ComputeRelationClosure computes the transitive closure for all relations. For each relation, it finds all relations that can satisfy it (directly or transitively).

This is a build-time optimization. Without closure, check_permission would need recursive SQL functions to walk implied-by chains. With closure, a single JOIN against the inlined closure resolves the entire hierarchy.

Example: For schema owner -> admin -> member:

  • member is satisfied by: member, admin, owner
  • admin is satisfied by: admin, owner
  • owner is satisfied by: owner

The closure table enables O(1) lookups instead of O(depth) recursion, which is critical for deeply nested role hierarchies.

type ComplexExclusionCheckData added in v0.3.0 

type ComplexExclusionCheckData struct {
	ObjectType                string
	ExcludedRelation          string
	InternalCheckFunctionName string
}

ComplexExclusionCheckData contains data for rendering complex exclusion checks.

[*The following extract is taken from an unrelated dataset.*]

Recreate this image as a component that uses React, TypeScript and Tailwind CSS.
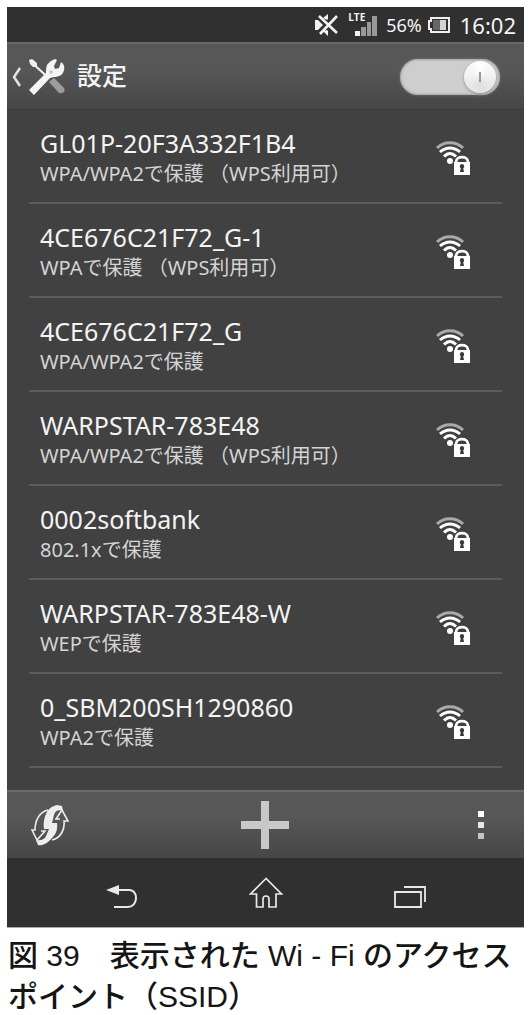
import React, { useState } from "react";

type Network = { ssid: string; security: string };

const networks: Network[] = [
  { ssid: "GL01P-20F3A332F1B4", security: "WPA/WPA2で保護 （WPS利用可）" },
  { ssid: "4CE676C21F72_G-1", security: "WPAで保護 （WPS利用可）" },
  { ssid: "4CE676C21F72_G", security: "WPA/WPA2で保護" },
  { ssid: "WARPSTAR-783E48", security: "WPA/WPA2で保護 （WPS利用可）" },
  { ssid: "0002softbank", security: "802.1xで保護" },
  { ssid: "WARPSTAR-783E48-W", security: "WEPで保護" },
  { ssid: "0_SBM200SH1290860", security: "WPA2で保護" },
];

function MuteIcon() {
  return (
    <svg width="24" height="24" viewBox="0 0 24 24" aria-hidden="true">
      <path d="M1 7h3l5 5-5 5H1z" fill="#f2f2f2" />
      <path d="M9 5l5-4v5l-1 1zM9 18l5 5v-5l-1-1z" fill="#f2f2f2" />
      <path d="M5 3l18 17M23 3L6 21" stroke="#f2f2f2" strokeWidth="2.6" />
    </svg>
  );
}

function SignalIcon() {
  return (
    <svg width="28" height="24" viewBox="0 0 28 24" aria-hidden="true">
      <path d="M5 18h5v5H5z" fill="#f2f2f2" />
      <path d="M11 14h5v9h-5zM17 9h4v14h-4zM22 3h5v20h-5z" fill="#999" />
    </svg>
  );
}

function BatteryIcon() {
  return (
    <svg width="22" height="16" viewBox="0 0 22 16" aria-hidden="true">
      <path d="M3 1h18v14H3v-3H1V4h2z" fill="none" stroke="#eee" strokeWidth="2" />
      <path d="M5 3h7v10H5z" fill="#666" />
      <path d="M12 3h6v10h-6z" fill="#d4d4d4" />
    </svg>
  );
}

function ToolsIcon() {
  return (
    <svg width="36" height="36" viewBox="0 0 36 36" aria-hidden="true">
      <path d="M0 1L3 0l5 4v3l10 9-1 2L6 8H4L1 5z" fill="#f0f0f0" />
      <path d="M20 23l5-4 10 10c2 3-1 6-5 5z" fill="#9c9c9c" />
      <path d="M0 31L17 14c0-3 0-5 1-8 2-3 5-5 8-6l2 1-3 6 1 3 4-1 2-6c3 2 4 5 3 8-1 5-5 7-10 7l-4 1L5 36z" fill="#f4f4f4" />
      <circle cx="22" cy="13" r="1.800" fill="#c4c4c4" />
    </svg>
  );
}

function SecureWifiIcon() {
  return (
    <svg width="36" height="36" viewBox="0 0 36 36" aria-hidden="true">
      <path d="M1 8C8 1 20 1 27 8" fill="none" stroke="#aaa" strokeWidth="3" />
      <path d="M4 12C10 6.500 18 6.500 24 12M8 16.500C12 12.500 16 12.500 20 16.500" fill="none" stroke="#fff" strokeWidth="3" />
      <circle cx="14" cy="21" r="3" fill="#fff" />
      <path d="M18 23v-1c0-9 16-9 16 0v1z" fill="#404040" />
      <path d="M20 23v-1c0-6.500 12-6.500 12 0v1" fill="none" stroke="#fff" strokeWidth="2.800" />
      <path d="M18 22h16v13H18z" fill="#fff" />
      <path d="M26 24a2.300 2.300 0 0 0-1.200 4.200L24 32h4l-.8-3.800A2.300 2.300 0 0 0 26 24z" fill="#383838" />
    </svg>
  );
}

function WpsIcon() {
  return (
    <svg width="38" height="42" viewBox="0 0 38 42" aria-hidden="true">
      <path d="M17 6C8 8 4 17 4 26H1l5 10 8-9h-4" fill="none" stroke="#eee" strokeWidth="1.600" />
      <path d="M21 36c9-2 13-11 12-19h4L31 6l-6 9h4" fill="none" stroke="#eee" strokeWidth="1.600" />
      <path d="M15 10C17 5 21 2 26 1l5 1 1 5c-5-2-8 0-9 4l-2 8h5c1 8-2 12-5 15-5 6-10 8-14 7l-2-5c5 1 9-1 10-4l3-7h-5c-1-5 0-11 2-15z" fill="#ededed" />
    </svg>
  );
}

function BackIcon() {
  return (
    <svg width="34" height="26" viewBox="0 0 34 26" aria-hidden="true">
      <path d="M12 7h12c10 0 9 17-1 17H9" fill="none" stroke="#e8e8e8" strokeWidth="2" />
      <path d="M1 7l13-5v10z" fill="#e8e8e8" />
    </svg>
  );
}

function HomeIcon() {
  return (
    <svg width="34" height="32" viewBox="0 0 34 32" aria-hidden="true">
      <path d="M17 1.500L1.500 17H7.500v13H14v-8c0-4 6-4 6 0v8h7V17h5.500z" fill="none" stroke="#e8e8e8" strokeWidth="1.700" />
    </svg>
  );
}

function RecentIcon() {
  return (
    <svg width="34" height="24" viewBox="0 0 34 24" aria-hidden="true">
      <path d="M2 7h26v15H2zM11 2h21v15" fill="none" stroke="#e8e8e8" strokeWidth="1.800" />
    </svg>
  );
}

export default function App() {
  const [enabled, setEnabled] = useState(true);
  return (
    <div className="bg-white pt-[7px] font-['Noto_Sans','Noto_Sans_CJK_JP',sans-serif]">
      <main className="mr-[5px] ml-[7px] bg-[#414141] text-[#f4f4f4]">
        <div className="flex h-[35px] items-center justify-end bg-[#303030] pr-2">
          <MuteIcon />
          <div className="relative ml-3">
            <SignalIcon />
            <span className="absolute -top-1 -left-0.5 font-['Open_Sans',sans-serif] text-[10px] leading-4 font-bold">LTE</span>
          </div>
          <span className="ml-2 text-[18px] leading-6">56%</span>
          <span className="ml-1.5"><BatteryIcon /></span>
          <span className="ml-2.5 text-[22px] leading-6">16:02</span>
        </div>

        <header className="flex h-[67px] items-center border-t-2 border-[#686868] bg-linear-to-b from-[#575757] from-40% to-[#464646] pr-6 pl-1">
          <button className="flex items-center" aria-label="戻る">
            <svg width="12" height="20" viewBox="0 0 12 20" aria-hidden="true">
              <path d="M9 1L3 10l6 9" fill="none" stroke="#e4e4e4" strokeWidth="2.500" />
            </svg>
            <span className="pl-1.5"><ToolsIcon /></span>
          </button>
          <h1 className="ml-3 pb-1 text-[25px] leading-8 font-medium">設定</h1>
          <label className="relative ml-auto flex h-9 w-[100px] items-center rounded-full bg-[#cecece] shadow-[inset_0_0_3px_#777,0_0_3px_#777]">
            <input
              type="checkbox"
              role="switch"
              aria-label="Wi-Fi"
              checked={enabled}
              onChange={() => setEnabled(!enabled)}
              className="peer absolute inset-0 cursor-pointer opacity-0"
            />
            <span className="ml-1 flex size-8 items-center justify-center rounded-full bg-conic from-[#fff] via-[#e0e0e0] to-[#fff] shadow-[0_1px_3px_#888] peer-checked:mr-1 peer-checked:ml-auto">
              <span className="h-2.5 w-0.5 bg-[#999]" />
            </span>
          </label>
        </header>

        <ul className="border-t border-[#383838] px-[22px] pb-[22px]">
          {networks.map((network) => (
            <li key={network.ssid} className="h-[94px] border-b-2 border-[#5c5c5c]">
              <button className="flex h-full w-full items-center justify-between pt-1 pr-[30px] pl-[11px] text-left">
                <span>
                  <span className="block text-[25px] leading-8 whitespace-nowrap">{network.ssid}</span>
                  <span className="block text-[20px] leading-[30px] whitespace-nowrap text-[#d4d4d4]">{network.security}</span>
                </span>
                <SecureWifiIcon />
              </button>
            </li>
          ))}
        </ul>

        <div className="grid h-[68px] grid-cols-3 items-center border-t-2 border-[#6a6a6a] bg-linear-to-b from-[#575757] from-40% to-[#464646] px-6">
          <button className="justify-self-start" aria-label="WPS"><WpsIcon /></button>
          <button className="justify-self-center" aria-label="ネットワークを追加">
            <svg width="48" height="48" viewBox="0 0 48 48" aria-hidden="true">
              <path d="M20 0h8v20h20v8H28v20h-8V28H0v-8h20z" fill="#c8c8c8" />
            </svg>
          </button>
          <button className="mr-4 flex flex-col gap-[5px] justify-self-end" aria-label="メニュー">
            <span className="size-1.5 bg-white" />
            <span className="size-1.5 bg-[#e8e8e8]" />
            <span className="size-1.5 bg-[#c4c4c4]" />
          </button>
        </div>

        <nav className="flex h-[70px] items-end justify-center gap-[110px] border-b border-[#aaa] bg-[#303030] pb-[18px]">
          <button aria-label="戻る"><BackIcon /></button>
          <button aria-label="ホーム"><HomeIcon /></button>
          <button aria-label="最近使ったアプリ"><RecentIcon /></button>
        </nav>
      </main>
      <p className="mt-[7px] pl-2 font-['Liberation_Sans','Noto_Sans_CJK_JP',sans-serif] text-[30px] leading-[41px] font-medium whitespace-nowrap text-[#151515]">
        図 39　表示された Wi ‐ Fi のアクセス<br />ポイント（SSID）
      </p>
    </div>
  );
}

These use check_permission_internal instead of direct tuple lookup.

type ComplexUsersetCheckData added in v0.3.0 

type ComplexUsersetCheckData struct {
	ObjectType      string
	Relation        string
	SubjectType     string
	SubjectRelation string

	InternalCheckFunctionName string
}

ComplexUsersetCheckData contains data for rendering complex userset check template. Used when the userset closure contains relations with complex features.

type DirectCheckData added in v0.3.0 

type DirectCheckData struct {
	ObjectType        string
	RelationList      string
	SubjectTypeFilter string // e.g., "'user', 'employee'" - allowed subject types
	SubjectIDCheck    string
}

DirectCheckData contains data for rendering direct check template.

type DispatcherCase added in v0.3.0 

type DispatcherCase struct {
	ObjectType        string
	Relation          string
	CheckFunctionName string
}

DispatcherCase represents a single CASE WHEN branch in the dispatcher.

type DispatcherData added in v0.3.0 

type DispatcherData struct {
	FunctionName            string
	HasSpecializedFunctions bool
	Cases                   []DispatcherCase
}

DispatcherData contains data for rendering dispatcher template.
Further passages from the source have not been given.